▸ **PROBLEM TO WORK ON**: Repeat every line of the data exactly, but not the pictures.

── AVAILABLE DATA ──

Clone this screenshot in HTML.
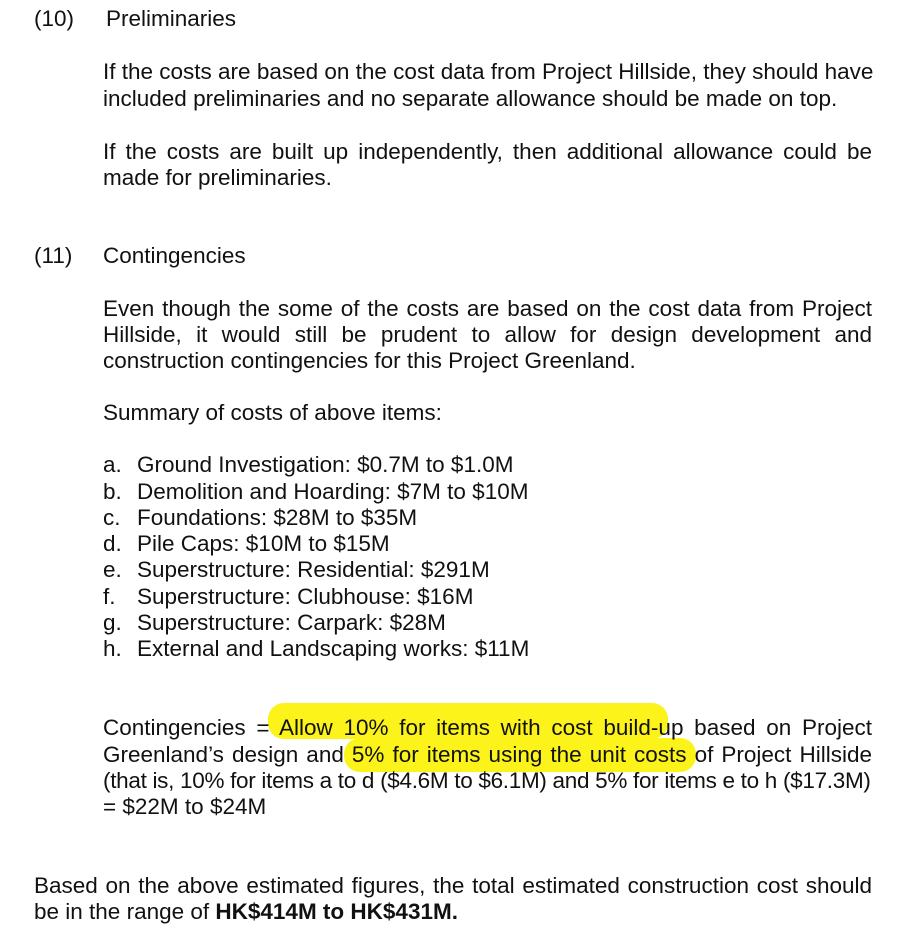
<!DOCTYPE html>
<html><head><style>
body{margin:0;width:918px;height:945px;background:#fff;position:relative;overflow:hidden;font-family:"Liberation Sans",Arial,sans-serif;font-size:22.5px;color:#111;}
.w{position:absolute;left:0;top:1px;width:918px;height:945px;}
.l{position:absolute;white-space:nowrap;line-height:24px;}
.j{position:absolute;left:103px;width:769px;line-height:24px;text-align:justify;text-align-last:justify;white-space:nowrap;}
.hl{position:absolute;background:#fbf31a;border-radius:14px;}
</style></head><body><div class="w">
<div class="hl" style="left:268px;top:702px;width:400px;height:36px;border-radius:16px"></div>
<div class="hl" style="left:344px;top:737px;width:352px;height:34px;border-radius:16px"></div>

<div class="l" style="left:34px;top:6px">(10)</div>
<div class="l" style="left:106px;top:6px">Preliminaries</div>
<div class="l" style="left:103px;top:59px">If the costs are based on the cost data from Project Hillside, they should have</div>
<div class="l" style="left:103px;top:86px">included preliminaries and no separate allowance should be made on top.</div>
<div class="j" style="top:139px">If the costs are built up independently, then additional allowance could be</div>
<div class="l" style="left:103px;top:165px">made for preliminaries.</div>

<div class="l" style="left:34px;top:243px">(11)</div>
<div class="l" style="left:103px;top:243px">Contingencies</div>
<div class="j" style="top:296px">Even though the some of the costs are based on the cost data from Project</div>
<div class="j" style="top:322px">Hillside, it would still be prudent to allow for design development and</div>
<div class="l" style="left:103px;top:348px">construction contingencies for this Project Greenland.</div>
<div class="l" style="left:103px;top:400px">Summary of costs of above items:</div>

<div class="l" style="left:103px;top:452px">a.</div><div class="l" style="left:137px;top:452px">Ground Investigation: $0.7M to $1.0M</div>
<div class="l" style="left:103px;top:479px">b.</div><div class="l" style="left:137px;top:479px">Demolition and Hoarding: $7M to $10M</div>
<div class="l" style="left:103px;top:505px">c.</div><div class="l" style="left:137px;top:505px">Foundations: $28M to $35M</div>
<div class="l" style="left:103px;top:531px">d.</div><div class="l" style="left:137px;top:531px">Pile Caps: $10M to $15M</div>
<div class="l" style="left:103px;top:557px">e.</div><div class="l" style="left:137px;top:557px">Superstructure: Residential: $291M</div>
<div class="l" style="left:103px;top:584px">f.</div><div class="l" style="left:137px;top:584px">Superstructure: Clubhouse: $16M</div>
<div class="l" style="left:103px;top:610px">g.</div><div class="l" style="left:137px;top:610px">Superstructure: Carpark: $28M</div>
<div class="l" style="left:103px;top:636px">h.</div><div class="l" style="left:137px;top:636px">External and Landscaping works: $11M</div>

<div class="j" style="top:715px">Contingencies = Allow 10% for items with cost build-up based on Project</div>
<div class="j" style="top:742px">Greenland’s design and 5% for items using the unit costs of Project Hillside</div>
<div class="l" style="left:103px;top:768px;letter-spacing:-0.3px">(that is, 10% for items a to d ($4.6M to $6.1M) and 5% for items e to h ($17.3M)</div>
<div class="l" style="left:103px;top:794px">= $22M to $24M</div>

<div class="j" style="left:34px;width:838px;top:873px">Based on the above estimated figures, the total estimated construction cost should</div>
<div class="l" style="left:34px;top:899px">be in the range of <b>HK$414M to HK$431M.</b></div>
</div></body></html>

───

▸ **FULL SOLUTION**:
Clone this screenshot in HTML.
<!DOCTYPE html>
<html><head><style>
body{margin:0;width:918px;height:945px;background:#fff;position:relative;overflow:hidden;font-family:"Liberation Sans",Arial,sans-serif;font-size:22.5px;color:#111;}
.w{position:absolute;left:0;top:1px;width:918px;height:945px;}
.l{position:absolute;white-space:nowrap;line-height:24px;}
.j{position:absolute;left:103px;width:769px;line-height:24px;text-align:justify;text-align-last:justify;white-space:nowrap;}
.hl{position:absolute;background:#fbf31a;border-radius:14px;}
</style></head><body><div class="w">
<div class="hl" style="left:268px;top:702px;width:400px;height:36px;border-radius:16px"></div>
<div class="hl" style="left:344px;top:737px;width:352px;height:34px;border-radius:16px"></div>

<div class="l" style="left:34px;top:6px">(10)</div>
<div class="l" style="left:106px;top:6px">Preliminaries</div>
<div class="l" style="left:103px;top:59px">If the costs are based on the cost data from Project Hillside, they should have</div>
<div class="l" style="left:103px;top:86px">included preliminaries and no separate allowance should be made on top.</div>
<div class="j" style="top:139px">If the costs are built up independently, then additional allowance could be</div>
<div class="l" style="left:103px;top:165px">made for preliminaries.</div>

<div class="l" style="left:34px;top:243px">(11)</div>
<div class="l" style="left:103px;top:243px">Contingencies</div>
<div class="j" style="top:296px">Even though the some of the costs are based on the cost data from Project</div>
<div class="j" style="top:322px">Hillside, it would still be prudent to allow for design development and</div>
<div class="l" style="left:103px;top:348px">construction contingencies for this Project Greenland.</div>
<div class="l" style="left:103px;top:400px">Summary of costs of above items:</div>

<div class="l" style="left:103px;top:452px">a.</div><div class="l" style="left:137px;top:452px">Ground Investigation: $0.7M to $1.0M</div>
<div class="l" style="left:103px;top:479px">b.</div><div class="l" style="left:137px;top:479px">Demolition and Hoarding: $7M to $10M</div>
<div class="l" style="left:103px;top:505px">c.</div><div class="l" style="left:137px;top:505px">Foundations: $28M to $35M</div>
<div class="l" style="left:103px;top:531px">d.</div><div class="l" style="left:137px;top:531px">Pile Caps: $10M to $15M</div>
<div class="l" style="left:103px;top:557px">e.</div><div class="l" style="left:137px;top:557px">Superstructure: Residential: $291M</div>
<div class="l" style="left:103px;top:584px">f.</div><div class="l" style="left:137px;top:584px">Superstructure: Clubhouse: $16M</div>
<div class="l" style="left:103px;top:610px">g.</div><div class="l" style="left:137px;top:610px">Superstructure: Carpark: $28M</div>
<div class="l" style="left:103px;top:636px">h.</div><div class="l" style="left:137px;top:636px">External and Landscaping works: $11M</div>

<div class="j" style="top:715px">Contingencies = Allow 10% for items with cost build-up based on Project</div>
<div class="j" style="top:742px">Greenland’s design and 5% for items using the unit costs of Project Hillside</div>
<div class="l" style="left:103px;top:768px;letter-spacing:-0.3px">(that is, 10% for items a to d ($4.6M to $6.1M) and 5% for items e to h ($17.3M)</div>
<div class="l" style="left:103px;top:794px">= $22M to $24M</div>

<div class="j" style="left:34px;width:838px;top:873px">Based on the above estimated figures, the total estimated construction cost should</div>
<div class="l" style="left:34px;top:899px">be in the range of <b>HK$414M to HK$431M.</b></div>
</div></body></html>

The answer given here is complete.